WHY YOUR BLOOD BOILS MORE WHEN SOMEONE PLAYS WITH THE RESPECT OF YOUR MOTHER OR SISTER AS COMPARE TO SOMEONE PLAYING WITH THE RESPECT OF PROPHET MOHAMMAD SAW?

BHAGAIARAT UMMAH !!!

Prophet Mohammad :saw: said, No one becomes a complete Muslim, until and unless I am more dearear to him than his father,mother,sister,brother or anybody else. Al-Bukhari"

*Edit: People, I am no scholar or not even close, those are just opinions for those who sit back and dont even raise a word when it comes to the respect of prophet mohammad:saw:. You dont have to get offended if you are not one of those people. And if you are, all i have to say is ‘Sorry foryou’.
-Salman

do you have a source for the 80%? (just interested)

[QUOTE]
*Originally posted by NeSCio: *
do you have a source for the 80%? (just interested)
[/QUOTE]

Peak in your own 'Garaiban' and you will know which 80% I am talking about here.

easy tiger. he isnt right here before you. and if the ummah was baigharat he wouldnt be scared out the living daylights of setting foot out his house.

we're doing a reasonable job scaring the ****e out of people as it is. the multicoloured posts arent helping.

if the second line of the post is baseless, or based on weak assumption to say the least, I wonder if the remaining of the post is worth reading and subsequently worth replying to? (not implying anything about the remaining of the thread, but I just want to scrutinize it to get a better feeling for it)

[QUOTE]
*Originally posted by ravage: *
easy tiger. he isnt right here before you. and if the ummah was baigharat he wouldnt be scared out the living daylights of setting foot out his house.
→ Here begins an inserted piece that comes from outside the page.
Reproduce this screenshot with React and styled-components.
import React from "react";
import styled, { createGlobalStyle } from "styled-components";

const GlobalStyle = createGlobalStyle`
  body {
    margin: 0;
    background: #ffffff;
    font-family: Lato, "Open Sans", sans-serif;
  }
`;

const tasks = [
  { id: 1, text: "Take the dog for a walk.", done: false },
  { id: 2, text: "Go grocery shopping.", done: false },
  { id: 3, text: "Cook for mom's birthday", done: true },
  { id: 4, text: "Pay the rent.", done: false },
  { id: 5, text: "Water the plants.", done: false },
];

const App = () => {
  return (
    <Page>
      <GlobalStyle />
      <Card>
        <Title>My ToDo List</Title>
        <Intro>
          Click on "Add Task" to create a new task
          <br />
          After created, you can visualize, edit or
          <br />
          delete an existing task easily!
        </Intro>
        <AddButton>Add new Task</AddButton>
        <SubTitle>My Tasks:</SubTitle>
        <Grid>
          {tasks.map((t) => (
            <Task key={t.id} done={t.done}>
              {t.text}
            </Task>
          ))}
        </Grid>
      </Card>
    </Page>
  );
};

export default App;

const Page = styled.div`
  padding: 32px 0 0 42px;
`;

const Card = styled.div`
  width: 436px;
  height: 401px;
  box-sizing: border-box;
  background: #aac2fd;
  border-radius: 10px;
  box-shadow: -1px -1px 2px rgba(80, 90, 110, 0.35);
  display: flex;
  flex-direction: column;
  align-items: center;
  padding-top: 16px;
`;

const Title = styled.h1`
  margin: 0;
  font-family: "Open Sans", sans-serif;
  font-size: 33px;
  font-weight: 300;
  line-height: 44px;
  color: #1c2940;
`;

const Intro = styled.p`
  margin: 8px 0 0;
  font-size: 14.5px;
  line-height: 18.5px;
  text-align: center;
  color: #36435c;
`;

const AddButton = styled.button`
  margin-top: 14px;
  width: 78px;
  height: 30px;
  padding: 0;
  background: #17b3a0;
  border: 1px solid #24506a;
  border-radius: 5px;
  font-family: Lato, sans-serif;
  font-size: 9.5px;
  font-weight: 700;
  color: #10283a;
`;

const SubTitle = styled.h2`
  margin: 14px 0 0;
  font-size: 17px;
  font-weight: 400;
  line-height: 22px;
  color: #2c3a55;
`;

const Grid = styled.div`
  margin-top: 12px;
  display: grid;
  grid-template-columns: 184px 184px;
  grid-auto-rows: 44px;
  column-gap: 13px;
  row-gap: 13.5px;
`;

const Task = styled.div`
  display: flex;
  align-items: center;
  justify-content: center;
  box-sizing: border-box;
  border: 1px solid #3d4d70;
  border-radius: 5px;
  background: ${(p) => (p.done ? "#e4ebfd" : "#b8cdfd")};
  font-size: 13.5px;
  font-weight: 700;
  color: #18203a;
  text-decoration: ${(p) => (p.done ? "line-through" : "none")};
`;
we're doing a reasonable job scaring the ****e out of people as it is. the multicoloured posts arent helping.
[/QUOTE]

Ravage, bro you are a very level head person as i can tell from your posts. I would like to hear your comment about this post of AR.

"At this point, I would like to know how many of you know about the fitnah of Muselima Kaddhaab and that if there was a war against him or not about his blesphemous remarks against the finality of the Rasoolulah yaa musalmaan 'tolerate tolerate' kar kay hee mar gaye thay???... I wanna know...
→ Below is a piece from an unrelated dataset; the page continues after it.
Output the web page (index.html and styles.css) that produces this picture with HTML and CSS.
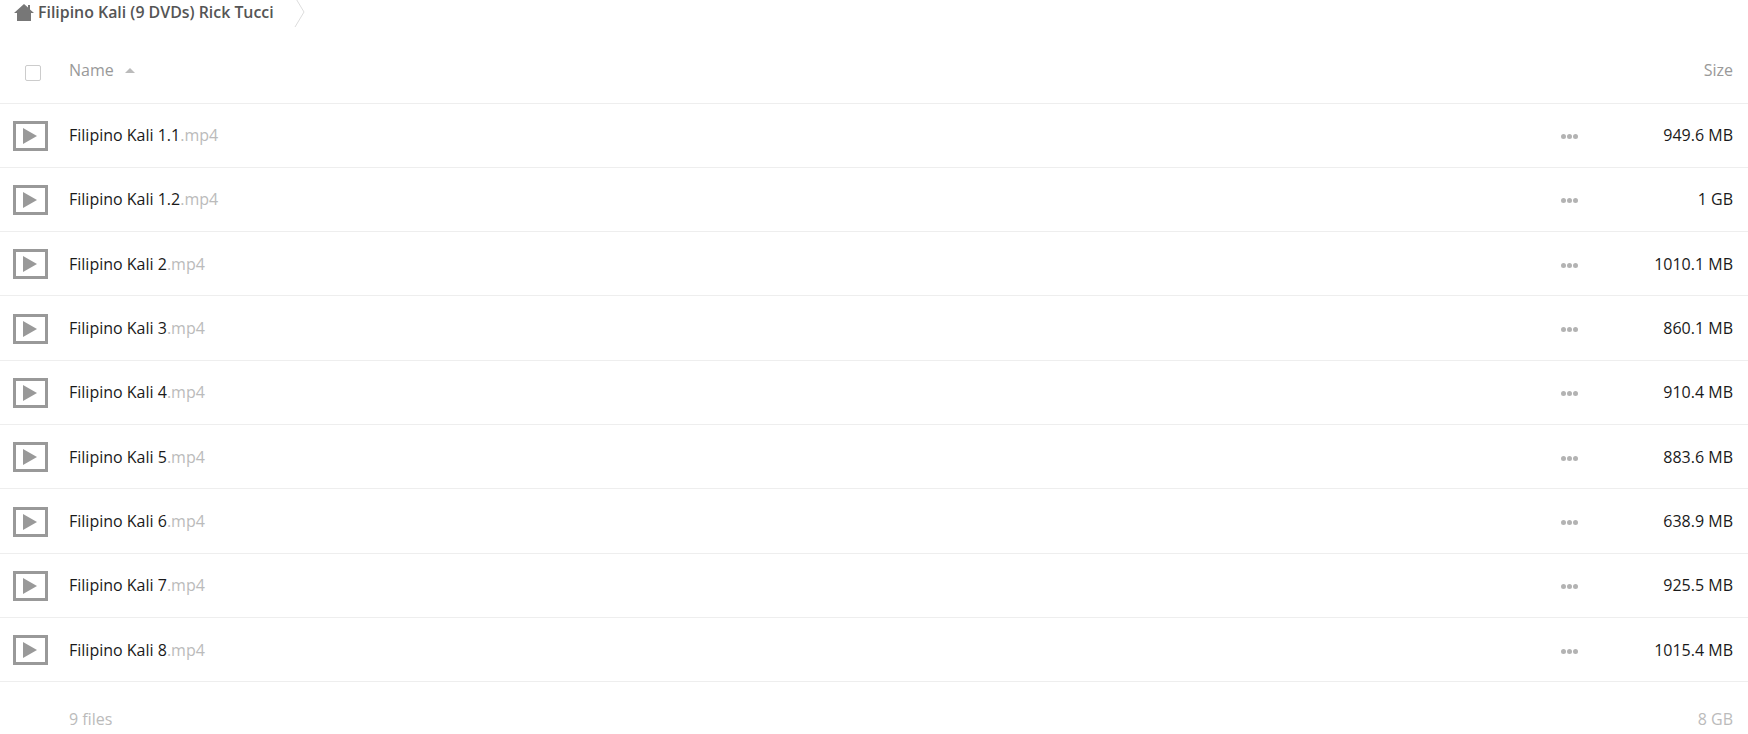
FILE: index.html
```html
<html>
<head>
<title>Filipino Kali (9 DVDs) Rick Tucci</title>
<link rel="stylesheet" href="styles.css">
</head>
<body>
<div class="crumbs">
  <svg class="home" width="20" height="18" viewBox="0 0 20 18"><path d="M10 0 L14 3.6 V1 H16 V5.4 L20 9 H17 V17 H3 V9 H0 Z" fill="#777"/></svg>
  <span class="crumb-name">Filipino Kali (9 DVDs) Rick Tucci</span>
  <svg class="crumb-sep" width="12" height="30" viewBox="0 0 12 30"><path d="M1 0 L10 15 L1 30" fill="none" stroke="#ddd"/></svg>
</div>

<div class="head">
  <div class="col-icon"><span class="check"></span></div>
  <div class="col-name">Name <span class="sort"></span></div>
  <div class="col-size">Size</div>
</div>

<div class="row">
  <div class="col-icon"><svg class="play" width="35" height="30" viewBox="0 0 35 30"><rect x="1.5" y="1.5" width="32" height="27" fill="none" stroke="#999" stroke-width="3"/><path d="M10 7 L24 15 L10 23 Z" fill="#999"/></svg></div>
  <div class="col-name">Filipino Kali 1.1<span class="ext">.mp4</span></div>
  <div class="more"><i></i><i></i><i></i></div>
  <div class="col-size">949.6 MB</div>
</div>
<div class="row">
  <div class="col-icon"><svg class="play" width="35" height="30" viewBox="0 0 35 30"><rect x="1.5" y="1.5" width="32" height="27" fill="none" stroke="#999" stroke-width="3"/><path d="M10 7 L24 15 L10 23 Z" fill="#999"/></svg></div>
  <div class="col-name">Filipino Kali 1.2<span class="ext">.mp4</span></div>
  <div class="more"><i></i><i></i><i></i></div>
  <div class="col-size">1 GB</div>
</div>
<div class="row">
  <div class="col-icon"><svg class="play" width="35" height="30" viewBox="0 0 35 30"><rect x="1.5" y="1.5" width="32" height="27" fill="none" stroke="#999" stroke-width="3"/><path d="M10 7 L24 15 L10 23 Z" fill="#999"/></svg></div>
  <div class="col-name">Filipino Kali 2<span class="ext">.mp4</span></div>
  <div class="more"><i></i><i></i><i></i></div>
  <div class="col-size">1010.1 MB</div>
</div>
<div class="row">
  <div class="col-icon"><svg class="play" width="35" height="30" viewBox="0 0 35 30"><rect x="1.5" y="1.5" width="32" height="27" fill="none" stroke="#999" stroke-width="3"/><path d="M10 7 L24 15 L10 23 Z" fill="#999"/></svg></div>
  <div class="col-name">Filipino Kali 3<span class="ext">.mp4</span></div>
  <div class="more"><i></i><i></i><i></i></div>
  <div class="col-size">860.1 MB</div>
</div>
<div class="row">
  <div class="col-icon"><svg class="play" width="35" height="30" viewBox="0 0 35 30"><rect x="1.5" y="1.5" width="32" height="27" fill="none" stroke="#999" stroke-width="3"/><path d="M10 7 L24 15 L10 23 Z" fill="#999"/></svg></div>
  <div class="col-name">Filipino Kali 4<span class="ext">.mp4</span></div>
  <div class="more"><i></i><i></i><i></i></div>
  <div class="col-size">910.4 MB</div>
</div>
<div class="row">
  <div class="col-icon"><svg class="play" width="35" height="30" viewBox="0 0 35 30"><rect x="1.5" y="1.5" width="32" height="27" fill="none" stroke="#999" stroke-width="3"/><path d="M10 7 L24 15 L10 23 Z" fill="#999"/></svg></div>
  <div class="col-name">Filipino Kali 5<span class="ext">.mp4</span></div>
  <div class="more"><i></i><i></i><i></i></div>
  <div class="col-size">883.6 MB</div>
</div>
<div class="row">
  <div class="col-icon"><svg class="play" width="35" height="30" viewBox="0 0 35 30"><rect x="1.5" y="1.5" width="32" height="27" fill="none" stroke="#999" stroke-width="3"/><path d="M10 7 L24 15 L10 23 Z" fill="#999"/></svg></div>
  <div class="col-name">Filipino Kali 6<span class="ext">.mp4</span></div>
  <div class="more"><i></i><i></i><i></i></div>
  <div class="col-size">638.9 MB</div>
</div>
<div class="row">
  <div class="col-icon"><svg class="play" width="35" height="30" viewBox="0 0 35 30"><rect x="1.5" y="1.5" width="32" height="27" fill="none" stroke="#999" stroke-width="3"/><path d="M10 7 L24 15 L10 23 Z" fill="#999"/></svg></div>
  <div class="col-name">Filipino Kali 7<span class="ext">.mp4</span></div>
  <div class="more"><i></i><i></i><i></i></div>
  <div class="col-size">925.5 MB</div>
</div>
<div class="row">
  <div class="col-icon"><svg class="play" width="35" height="30" viewBox="0 0 35 30"><rect x="1.5" y="1.5" width="32" height="27" fill="none" stroke="#999" stroke-width="3"/><path d="M10 7 L24 15 L10 23 Z" fill="#999"/></svg></div>
  <div class="col-name">Filipino Kali 8<span class="ext">.mp4</span></div>
  <div class="more"><i></i><i></i><i></i></div>
  <div class="col-size">1015.4 MB</div>
</div>

<div class="foot">
  <div class="col-icon"></div>
  <div class="col-name">9 files</div>
  <div class="col-size">8 GB</div>
</div>
</body></html>
```

FILE: styles.css
```css
html, body {
  margin: 0;
  padding: 0;
}
body {
  font-family: "Open Sans", sans-serif;
  font-size: 16px;
  color: #1a1a1a;
  background-color: #fff;
  overflow: hidden;
}
.crumbs {
  display: flex;
  align-items: center;
  height: 24px;
  padding-left: 14px;
}
.home {
  margin-top: 2px;
}
.crumb-name {
  margin-left: 4px;
  font-size: 15.9px;
  font-weight: 600;
  color: #555;
}
.crumb-sep {
  margin-left: 20px;
}
.head, .row, .foot {
  display: flex;
  align-items: center;
}
.head {
  height: 79.5px;
  padding-top: 13px;
  box-sizing: border-box;
  border-bottom: 1px solid #eee;
  color: #999;
}
.row {
  height: 64.33px;
  box-sizing: border-box;
  border-bottom: 1px solid #eee;
}
.foot {
  height: 52px;
  padding-top: 22px;
  box-sizing: border-box;
  color: #bbb;
}
.col-icon {
  width: 69px;
  padding-left: 13px;
  box-sizing: border-box;
  display: flex;
  align-items: center;
}
.play {
  margin-top: 1px;
}
.col-name {
  flex: 1;
}
.col-size {
  width: 169px;
  padding-right: 15px;
  box-sizing: border-box;
  text-align: right;
}
.check {
  width: 14px;
  height: 14px;
  margin-left: 12px;
  margin-top: 6px;
  border: 1px solid #ccc;
  border-radius: 2px;
}
.sort {
  display: inline-block;
  margin-left: 7px;
  margin-bottom: 3px;
  border-left: 5px solid transparent;
  border-right: 5px solid transparent;
  border-bottom: 5px solid #bbb;
}
.ext {
  color: #bbb;
}
.more {
  display: flex;
  gap: 1px;
  width: 18px;
  margin-top: 3px;
}
.more i {
  width: 5px;
  height: 5px;
  border-radius: 50%;
  background-color: #b3b3b3;
}
```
(what makes me sad is the exxageration of the concept of tolerence... "There is no tolerence against OPPRESSION and Fitnah")
"

and nes, if I make a poll and the majority indeed says that yea we are offeded by my first line. Where would you stand buddy ?
-Sal

I wouldn't be offended by either of them. The explanation for this stance can be read in that other thread by you

I would ask you to stop setting poles when it only results in devisiveness. you cant have 1 billion people to have the same perspectives on anything, especially something as malleable as faith.

suffice to say, there are enough people out there hunting for scraps of OPPRESSION for you to not worry about nescio or PA etc not joining in the hunt.

as far as my personal reaction, i understand that musaylma was after the Prophet's demise? So action against him, right or wrong, isnt really a part of Islam, since it wasnt officially sanctioned by Him or him. that said, I do think its good that we have certain limits regarding the extent to which one can abuse our prophet without risking retaliation.

questioning the authencity of words ascribed to him does fall within those limits.

and I am merely questioning that why people are out raged when somone talks about their sisters and mothers as compare to the respect of prophet mohammad :saw:… Is it too much to ask ?
:rolleyes:

ummm nes,pa and people like them are the least on my list to worry for, i can assure you that :wave:
-Salman

no, it isnt too much to ask. it isnt my position to answer it because Im not one of those people.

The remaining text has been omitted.